Christians in Iraq throughout history
have been at the forefront in providing health care and educational
outreach in that region and have been peacemakers and catalysts for
reform, Soro said, adding that Iraq’s Christians can play a similar role
for Iraq’s future, working together as they have in the past with its
many religious and cultural groups to bring unity to their country.
He thanked the members of the House
for working together in a bipartisan fashion on the genocide emergency
relief and accountability act.
Another speaker at the press
conference, Haider Elias, the president of Yazda, a global Yazidi
organization, said the legislation was critically important for the
future of Yazidis and Christians in the region.
“We urge the Senate to expedite it
and pass it. Yazidis and Christians are in dire need of assistance to
survive as religious minorities in the region,” he said.

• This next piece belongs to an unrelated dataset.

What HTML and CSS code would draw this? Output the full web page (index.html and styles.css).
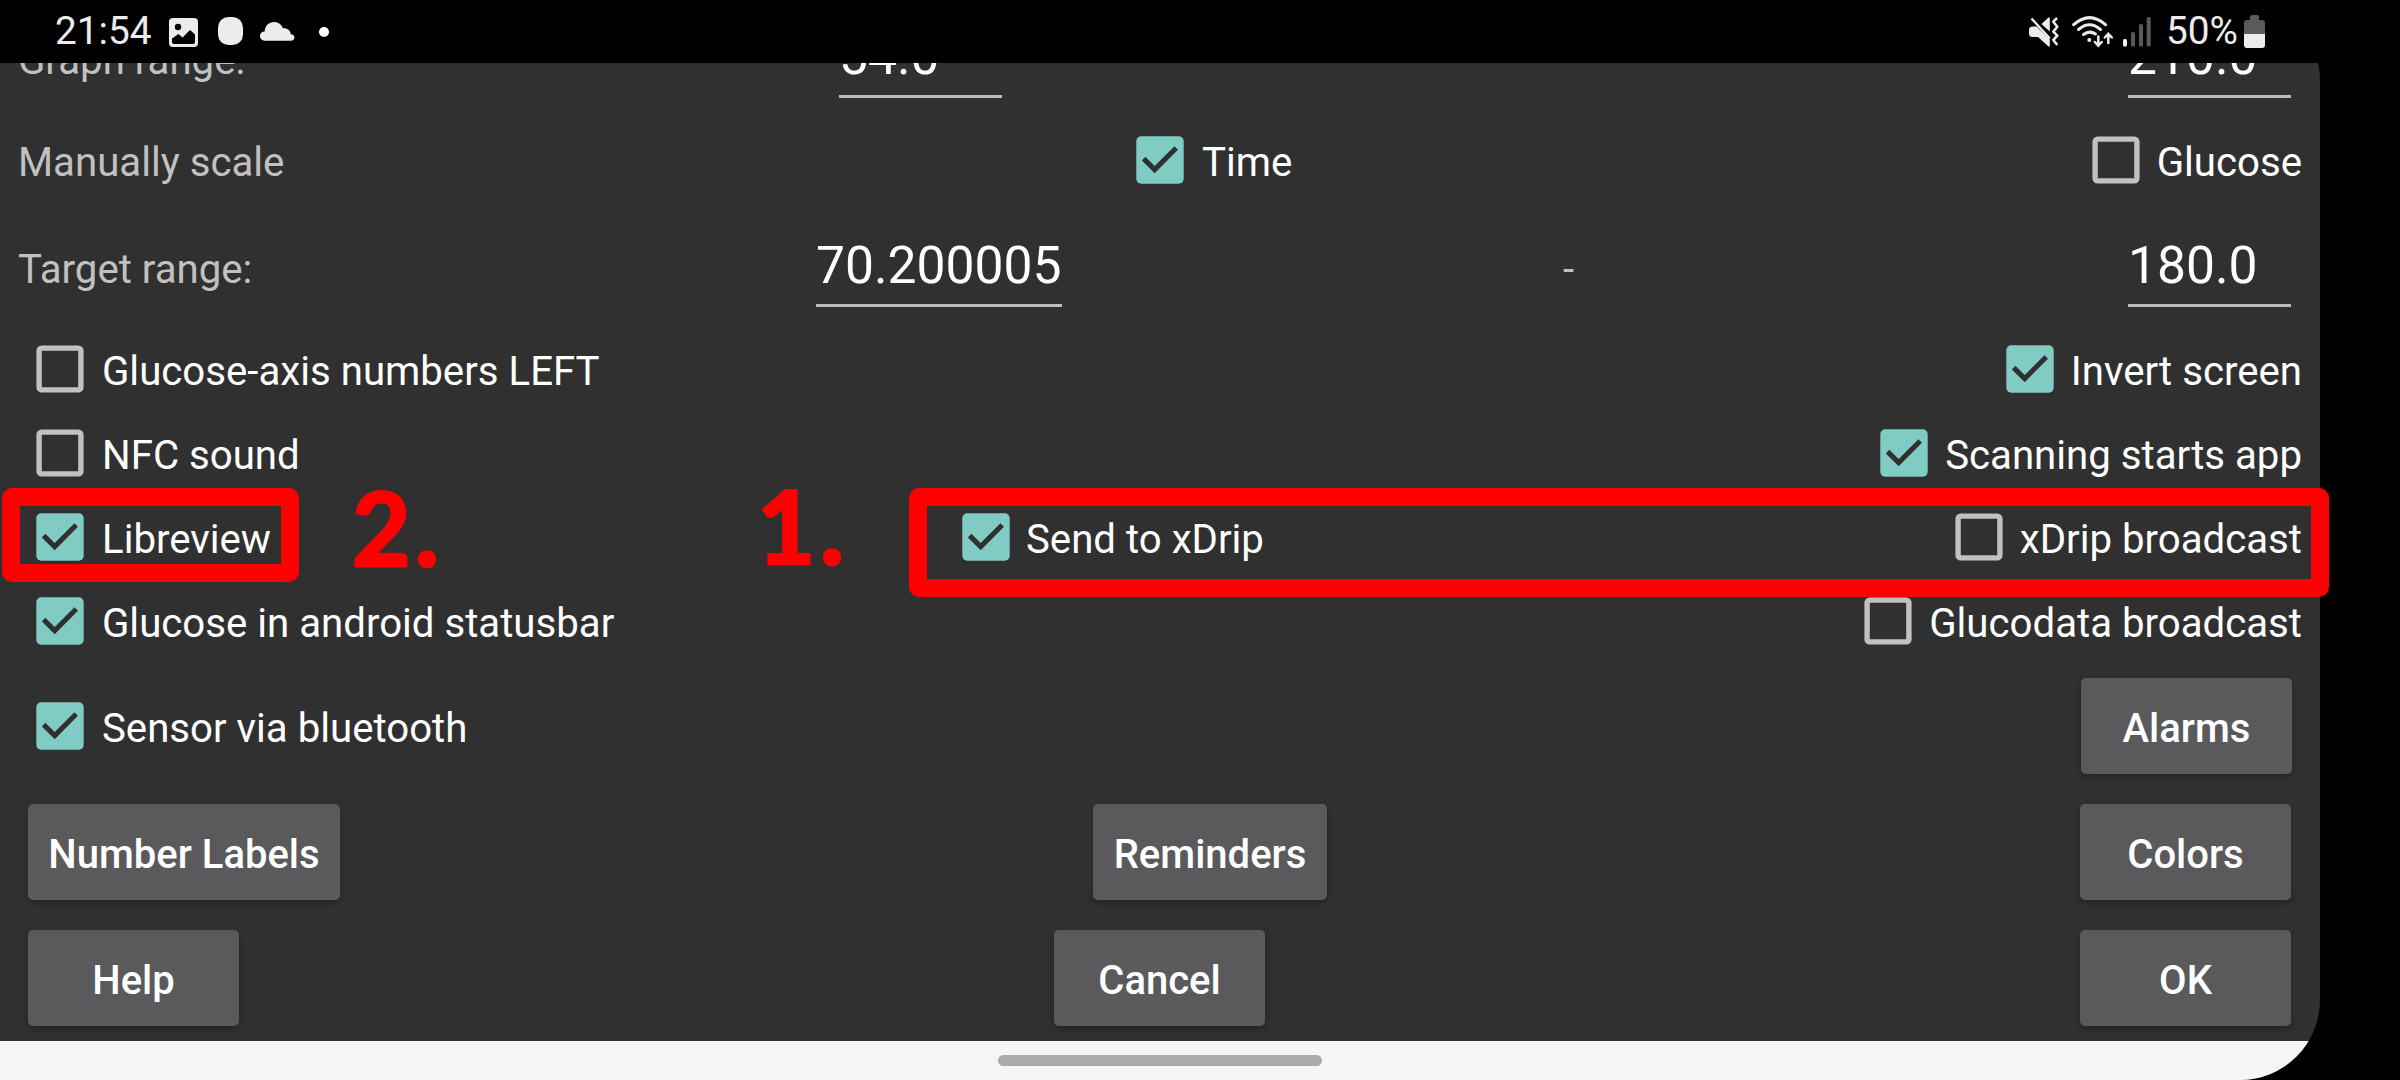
FILE: index.html
```
<!DOCTYPE html>
<html lang="en">
<head>
<meta charset="utf-8">
<title>Settings</title>
<link rel="stylesheet" href="styles.css">
</head>
<body>
<svg class="defs" width="0" height="0">
  <symbol id="on" viewBox="0 0 48 48"><rect x=".3" y=".3" width="47.4" height="47.4" rx="5" fill="#80cbc4"/><path d="M7.6 22.6 L18.7 33.6 L40.2 12.1" fill="none" stroke="#303030" stroke-width="5"/></symbol>
  <symbol id="off" viewBox="0 0 48 48"><rect x="3.1" y="3.1" width="41.8" height="41.8" rx="2.5" fill="none" stroke="#c1c1c1" stroke-width="5.4"/></symbol>
</svg>
<header class="status">
  <span class="clock">21:54</span>
  <svg class="ic-image" width="29" height="29" viewBox="0 0 29 29"><rect width="29" height="29" rx="4" fill="#ececec"/><circle cx="9" cy="9" r="3.2"/><path d="M3 20.5 L9.5 16 L13.5 19.5 L21 12 L26 16.500 V24 Q26 26 24 26 H5 Q3 26 3 24 Z"/></svg>
  <svg class="ic-blob" width="25" height="28" viewBox="0 0 25 28"><rect width="25" height="28" rx="10.500" fill="#ececec"/></svg>
  <svg class="ic-cloud" width="35" height="19" viewBox="0 0 35 19"><path d="M4.500 18.700 A4.600 4.600 0 0 1 4.600 9.500 C5 3.500 9 0 14 0 C18.500 0 21.500 2.600 23 6.300 C27.500 6 30.500 8.500 30.800 12.200 C33 12.400 34.500 13.800 34.500 15.500 C34.500 17.500 33 18.700 31 18.700 Z" fill="#ececec"/></svg>
  <span class="more"></span>
  <svg class="ic-mute" width="30" height="30" viewBox="0 0 30 30" fill="#ececec"><path d="M0 13 Q0 9.500 3.500 9.500 H7.500 L20.800 22.500 V29.500 H19.500 L9 20 H3.500 Q0 20 0 16.500 Z"/><path d="M12.500 7 L19.500 .5 H20.800 V14.500 Z"/><path d="M2.500 1.500 L20.800 21.500" stroke="#ececec" stroke-width="2.400"/><path d="M28 1 L24.300 4.700 L28.300 9.700 L24.300 14.700 L28.300 18.700 L24.300 23 L28.300 28" fill="none" stroke="#ececec" stroke-width="2.600" stroke-linejoin="round"/></svg>
  <svg class="ic-wifi" width="42" height="32" viewBox="0 0 42 32" fill="none" stroke="#ececec" stroke-width="3" stroke-linecap="round"><path d="M1.700 8.700 Q17.500 -5.500 33.500 8.700"/><path d="M6.500 13.500 Q17.500 4 28.500 13.500"/><path d="M11.500 18.500 Q17.500 14 23.500 18"/><circle cx="17.300" cy="24" r="2" fill="#ececec" stroke="none"/><path d="M26.300 20.500 V29 M22.800 26 L26.300 29.700 L29.800 26 M36.300 27 V18.500 M32.800 21.500 L36.300 17.800 L39.800 21.500" stroke-width="2.500"/></svg>
  <svg class="ic-signal" width="28" height="30" viewBox="0 0 28 30"><rect y="22" width="4" height="7.500" rx="1.500" fill="#f2f2f2"/><g fill="#5a5a5a"><rect x="8" y="15" width="4" height="14.500" rx="1.500"/><rect x="16" y="7" width="4" height="22.500" rx="1.500"/><rect x="23.700" y="0" width="4" height="29.500" rx="1.500"/></g></svg>
  <span class="pct">50%</span>
  <svg class="ic-batt" width="21" height="33" viewBox="0 0 21 33"><path d="M6 5 V2 Q6 0 8 0 H13 Q15 0 15 2 V5 H18 Q21 5 21 8 V19 H0 V8 Q0 5 3 5 Z" fill="#5a5a5a"/><path d="M0 19 H21 V30 Q21 33 18 33 H3 Q0 33 0 30 Z" fill="#ececec"/></svg>
</header>
<main class="screen">
  <section class="settings">
    <div class="row range graph"><span class="dim">Graph range:</span><span class="edit e54">54.0</span><span class="dim dash">-</span><span class="edit last">210.0</span></div>
    <div class="row"><span class="dim">Manually scale</span><label class="check time"><svg><use href="#on"/></svg><span>Time</span></label><label class="check end"><svg><use href="#off"/></svg><span>Glucose</span></label></div>
    <div class="row range"><span class="dim">Target range:</span><span class="edit e70">70.200005</span><span class="dim dash">-</span><span class="edit last">180.0</span></div>
    <div class="row"><label class="check"><svg><use href="#off"/></svg><span>Glucose-axis numbers LEFT</span></label><label class="check end"><svg><use href="#on"/></svg><span>Invert screen</span></label></div>
    <div class="row"><label class="check"><svg><use href="#off"/></svg><span>NFC sound</span></label><label class="check end"><svg><use href="#on"/></svg><span>Scanning starts app</span></label></div>
    <div class="row three"><label class="check"><svg><use href="#on"/></svg><span>Libreview</span></label><label class="check send"><svg><use href="#on"/></svg><span>Send to xDrip</span></label><label class="check end"><svg><use href="#off"/></svg><span>xDrip broadcast</span></label></div>
    <div class="row"><label class="check"><svg><use href="#on"/></svg><span>Glucose in android statusbar</span></label><label class="check end"><svg><use href="#off"/></svg><span>Glucodata broadcast</span></label></div>
    <div class="row tall"><label class="check"><svg><use href="#on"/></svg><span>Sensor via bluetooth</span></label><button class="btn alarms">Alarms</button></div>
    <div class="row tall actions"><button class="btn labels">Number Labels</button><button class="btn reminders">Reminders</button><button class="btn">Colors</button></div>
    <div class="row tall actions"><button class="btn">Help</button><button class="btn">Cancel</button><button class="btn">OK</button></div>
  </section>
  <nav class="nav"><span class="pill"></span></nav>
</main>
<div class="mark mark-left"></div>
<div class="mark mark-right"></div>
<svg class="num num-two" width="120" height="130"><text x="12 75" y="105.5">2.</text></svg>
<svg class="num num-one" width="120" height="130"><text x="7 70" y="103.500">1.</text></svg>
</body>
</html>
```
FILE: styles.css
```
* { box-sizing: border-box; }
body {
  margin: 0;
  width: 2400px;
  height: 1080px;
  overflow: hidden;
  position: relative;
  background: #000;
  color: #fff;
  font-family: Roboto, "Liberation Sans", sans-serif;
  font-size: 40.2px;
}
.defs { position: absolute; }

/* Status bar sits over the scrolled settings */
.status {
  position: absolute;
  z-index: 1;
  inset: 0 0 auto 0;
  height: 63px;
  background: #000;
  color: #ececec;
  display: flex;
  align-items: flex-start;
  font-size: 38.8px;
  line-height: 46px;
}
.status svg { flex: none; }
.clock { margin: 8px 0 0 55px; width: 114px; white-space: nowrap; }
.ic-image { margin-top: 18px; }
.ic-blob { margin: 17px 0 0 20px; }
.ic-cloud { margin: 22px 0 0 17px; }
.more { margin: 27px 0 0 24px; width: 10px; height: 10px; border-radius: 50%; background: #fff; }
.ic-mute { margin: 17px 0 0 1700px; }
.ic-wifi { margin: 16px 0 0 13px; }
.ic-signal { margin: 17px 0 0 9px; }
.pct { margin: 8px 0 0 15px; width: 78px; white-space: nowrap; }
.ic-batt { margin-top: 15px; }

.screen {
  width: 2320px;
  height: 1080px;
  border-radius: 0 80px 80px 0;
  overflow: hidden;
  background: #303030;
  display: flex;
  flex-direction: column;
}
.settings { height: 1041px; flex: none; }
.row {
  display: flex;
  align-items: center;
  height: 84px;
  padding: 0 18px;
  white-space: nowrap;
}
.row.range { height: 125px; align-items: flex-start; padding-right: 29px; }
.row.graph { margin-top: -7px; }
.row.tall { height: 126px; }
.dim { color: #c1c1c1; width: 400px; padding-top: 4px; }
.range .dim { padding-top: 44px; line-height: 48px; }
.range .dash { width: 20px; margin-left: auto; }
.edit {
  width: 163px;
  height: 70px;
  margin-top: 35px;
  border-bottom: 3px solid #bdbbbc;
  font-size: 51.6px;
  line-height: 58px;
}
.e54 { margin-left: 421px; }
.e70 { margin-left: 398px; width: 246px; }
.edit.last { margin-left: 545px; }
.graph .last { margin-left: 575px; }

.check { display: flex; align-items: center; gap: 18px; padding-left: 18px; }
.check svg { width: 48px; height: 48px; flex: none; }
.check span { padding-top: 4px; }
.check.end { margin-left: auto; gap: 17px; }
.time { margin-left: 700px; }

/* Three options: the outer ones hug the edges, the middle one starts at a fixed column */
.row.three { display: grid; grid-template-columns: 926px 1fr auto; }
.send { gap: 16px; }

.btn {
  width: 211px;
  height: 96px;
  padding: 4px 0 0;
  border: 0;
  border-radius: 5px;
  background: #5a5a5c;
  box-shadow: 0 3px 6px rgba(0, 0, 0, .25);
  color: #fff;
  font: 500 40px Roboto, "Liberation Sans", sans-serif;
}
.row.actions { padding: 0 29px 0 28px; justify-content: space-between; }
.alarms { margin: 0 10px 0 auto; }
.labels { width: 312px; }
.reminders { width: 234px; }

.nav { flex: 1; background: #f5f5f5; padding: 14px 0 0 998px; }
.pill { display: block; width: 324px; height: 11px; border-radius: 6px; background: #aaa; }

/* Annotations drawn over the settings */
.mark { position: absolute; border: 18.5px solid #f00; border-radius: 10px; }
.mark-left { left: 2px; top: 488px; width: 297px; height: 94px; }
.mark-right { left: 909px; top: 488px; width: 1420px; height: 109px; }
.num {
  position: absolute;
  fill: #f00;
  stroke: #f00;
  stroke-width: 3px;
  stroke-linejoin: round;
  font: 700 101px Lato, sans-serif;
}
.num-two { left: 340px; top: 460px; }
.num-one { left: 750px; top: 460px; }
```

Noting the human cost of the ISIS
genocide, Elias - whose brother and several extended family members were
killed by the terrorist group - said captured male Yazidis are
separated to be killed, male children are taken away to be
indoctrinated, and women face rape and forced marriages.
Holding the perpetrators of genocide
accountable for their crimes is vital, “so religious minorities can
finally witness justice has been served,” he said.
After the press conference, the Chaldean bishop told Crux
how he had witnessed Christians in Iraq who continue to go to Mass
faithfully in tents, in fields, in newly constructed worship spaces, or
by riding buses to the cathedral. Describing the faith of the suffering
displaced people, and of the church workers assisting them, he said they
reflect “the face of Christ.”
“Suffering in Iraqi Christianity is
an ongoing phenomenon. My grandparents suffered during World War I,”
said Soro, who added, “I see history repeating itself.”
But the bishop said he still has hope for the present and future of Iraq’s Christians.
- “I believe this generation will preserve the faith and hand it on to their children and grandchildren,” he said. “I have hope, because the Lord that they believe in promised he would be with them through the ages, especially as they go through suffering.”